The wilderness, in which Callie and Clay's house seems to be built at the center, is just as much a character as any of the three, and it is a place both literal and metaphorical. All three characters - as well as a couple others we eventually meet - have chosen to lose themselves in this vast wilderness for various personal reasons, but in doing so they have also become lost from themselves in an endless forest of their own minds and emotions. Throughout the film, several characters repeat the expression that you can only walk halfway into a forest, and then you are walking out again; Callie, who like Darkly has a traumatic past she is trying to put behind her, always refutes the expression, saying that no, you can walk as deep into a forest as the vastness of nature will let you, and it could go on forever. The Passion of Darkly Noon is a story about characters who have wandered very, very deep into their own forests, and have gotten lost there, to the point that finding their way out again is a much more difficult journey than just walking the other half.
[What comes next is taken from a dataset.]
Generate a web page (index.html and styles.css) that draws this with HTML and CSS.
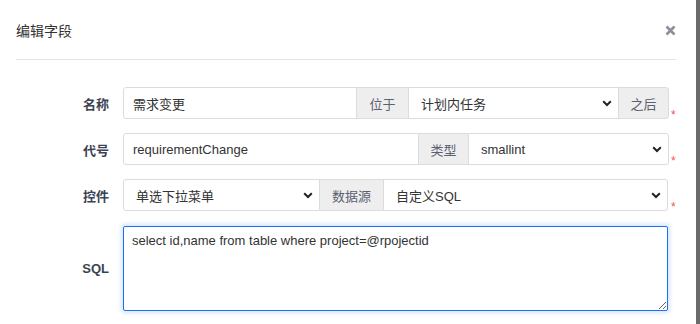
FILE: index.html
```html
<!DOCTYPE html>
<html lang="zh">
<head>
<meta charset="utf-8">
<title>编辑字段</title>
<link rel="stylesheet" href="styles.css">
</head>
<body>
<div class="modal">
  <div class="modal-header">
    <div class="modal-title">编辑字段</div>
    <svg class="close" width="11" height="11" viewBox="0 0 11 11"><path d="M1.5 1.5 L9.5 9.5 M9.5 1.5 L1.5 9.5" stroke="#8a8f9b" stroke-width="2.6" stroke-linecap="butt"/></svg>
  </div>
  <div class="modal-body">
    <div class="form-row">
      <div class="label">名称</div>
      <div class="group">
        <div class="control input w233">需求变更</div>
        <div class="addon w52">位于</div>
        <div class="control select w210"><span>计划内任务</span><svg class="chev" width="10" height="7" viewBox="0 0 10 7"><path d="M1.2 1.3 L5 5 L8.8 1.3" fill="none" stroke="#222" stroke-width="2"/></svg></div>
        <div class="addon w50">之后</div>
      </div>
      <span class="req">*</span>
    </div>
    <div class="form-row">
      <div class="label">代号</div>
      <div class="group">
        <div class="control input w295">requirementChange</div>
        <div class="addon w50">类型</div>
        <div class="control select w200"><span>smallint</span><svg class="chev" width="10" height="7" viewBox="0 0 10 7"><path d="M1.2 1.3 L5 5 L8.8 1.3" fill="none" stroke="#222" stroke-width="2"/></svg></div>
      </div>
      <span class="req">*</span>
    </div>
    <div class="form-row">
      <div class="label">控件</div>
      <div class="group">
        <div class="control select w196"><span>单选下拉菜单</span><svg class="chev" width="10" height="7" viewBox="0 0 10 7"><path d="M1.2 1.3 L5 5 L8.8 1.3" fill="none" stroke="#222" stroke-width="2"/></svg></div>
        <div class="addon w64">数据源</div>
        <div class="control select w285"><span>自定义SQL</span><svg class="chev" width="10" height="7" viewBox="0 0 10 7"><path d="M1.2 1.3 L5 5 L8.8 1.3" fill="none" stroke="#222" stroke-width="2"/></svg></div>
      </div>
      <span class="req">*</span>
    </div>
    <div class="form-row sql-row">
      <div class="label">SQL</div>
      <textarea class="sql">select id,name from table where project=@rpojectid</textarea>
    </div>
  </div>
</div>
<div class="backdrop"></div>
</body>
</html>
```
FILE: styles.css
```css
html, body {
  margin: 0;
  padding: 0;
  height: 324px;
  overflow: hidden;
}
body {
  display: flex;
  font-family: "Liberation Sans", "Noto Sans CJK SC", sans-serif;
  font-size: 13px;
  color: #333;
  background: #6b6b6b;
}
.modal {
  width: 696px;
  height: 324px;
  background: #fff;
  flex: none;
}
.backdrop {
  flex: 1;
  background: #6b6b6b;
}
.modal-header {
  margin: 0 20px 0 16px;
  height: 59px;
  border-bottom: 1px solid #e5e5e5;
  display: flex;
  align-items: center;
  justify-content: space-between;
}
.modal-title {
  font-size: 14px;
  color: #333;
  padding-top: 1px;
}
.close {
  margin-right: 0;
  margin-top: 1px;
}
.modal-body {
  padding: 27px 0 0 16px;
  display: flex;
  flex-direction: column;
  gap: 14px;
}
.form-row {
  display: flex;
  align-items: center;
}
.label {
  width: 93px;
  text-align: right;
  font-weight: bold;
  color: #3c4353;
  margin-right: 14px;
  font-size: 13px;
  flex: none;
}
.group {
  display: flex;
  height: 32px;
  width: 545px;
}
.control, .addon {
  box-sizing: border-box;
  height: 32px;
  border: 1px solid #dcdcdc;
  display: flex;
  align-items: center;
  flex: none;
}
.group > * + * {
  margin-left: -1px;
}
.group > *:first-child {
  border-radius: 3px 0 0 3px;
}
.group > *:last-child {
  border-radius: 0 3px 3px 0;
}
.input {
  padding-left: 9px;
  color: #333;
}
.select {
  padding: 0 6px 0 12px;
  justify-content: space-between;
  color: #333;
}
.addon {
  background: #eeeeee;
  justify-content: center;
  color: #5a6070;
}
.chev {
  flex: none;
}
.w233 { width: 234px; }
.w52 { width: 53px; }
.w210 { width: 211px; }
.w50 { width: 51px; }
.w295 { width: 296px; }
.w200 { width: 201px; }
.w196 { width: 197px; }
.w64 { width: 65px; }
.w285 { width: 285px; }
.req {
  color: #f45454;
  font-size: 12px;
  align-self: flex-end;
  margin-left: 3px;
  margin-bottom: -3px;
}
.sql-row {
  margin-top: 1px;
}
.sql {
  box-sizing: border-box;
  width: 545px;
  height: 85px;
  border: 1px solid #1d6ff2;
  border-radius: 2px;
  box-shadow: 0 0 4px 2px rgba(29, 111, 242, 0.18);
  padding: 6px 8px;
  font-family: "Liberation Sans", "Noto Sans CJK SC", sans-serif;
  font-size: 13px;
  color: #333;
  outline: none;
  margin: 0;
  resize: vertical;
}
```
These three actors carry a good three quarters of the movie themselves, but a few other supporting players pop up here and there in small but memorable roles. David Lynch favorite Grace Zabriskie is very good in the (definitely type-cast) role of an embittered and unbalanced recluse living deep in the forest. And Lou Myers steals a couple scenes in a fantastically over-the-top performance as a flamboyant undertaker who soliloquizes about the virtues of death as the ultimate business. It's a strange supporting cast, but an excellent one, and very fitting for the strange and unusual style of Philip Ridley as a storyteller.
Like most of Ridley's work, The Passion of Darkly Noon has a vein of slight surrealness running through it, and elements of magical realism that pop up from time to time. The whole thing often has the feeling of a dream; or perhaps a fever-dream induced by sun-stroke. The film's cinematography, by John de Borman, is stunning, and both hyperreal and very ethereal. The whole film is shot deliberately overexposed, and the contrast is pumped up in post, so that every scene set in the sun is bleeding light and radiating a palpable heat, and every moment within the woods is rich with heightened colors. It is a film of great beauty that also gives the viewer the feeling of intoxicated delirium that Darkly feels. The movie's frequently-used wide shots make stunning use of the scenery, dwarfing the characters within the 2.35:1 super-wide shot compositions. The compositions are so carefully-framed, and so beautiful, that this is one of those movies where almost any shot could be printed out and framed on a wall. Which is why it is a serious shame that prior to this blu-ray, it was only available in a pan-n-scan 4:3 transfer that totally destroyed those careful widescreen shots; this is a movie that really needs to be seen in the aspect ratio it was intended to be seen in, because the visuals are so immaculate. I also can't imagine how the overexposed look of the film must have suffered on VHS, with the color-bleeding that that medium struggled with; it can't have done the visuals justice.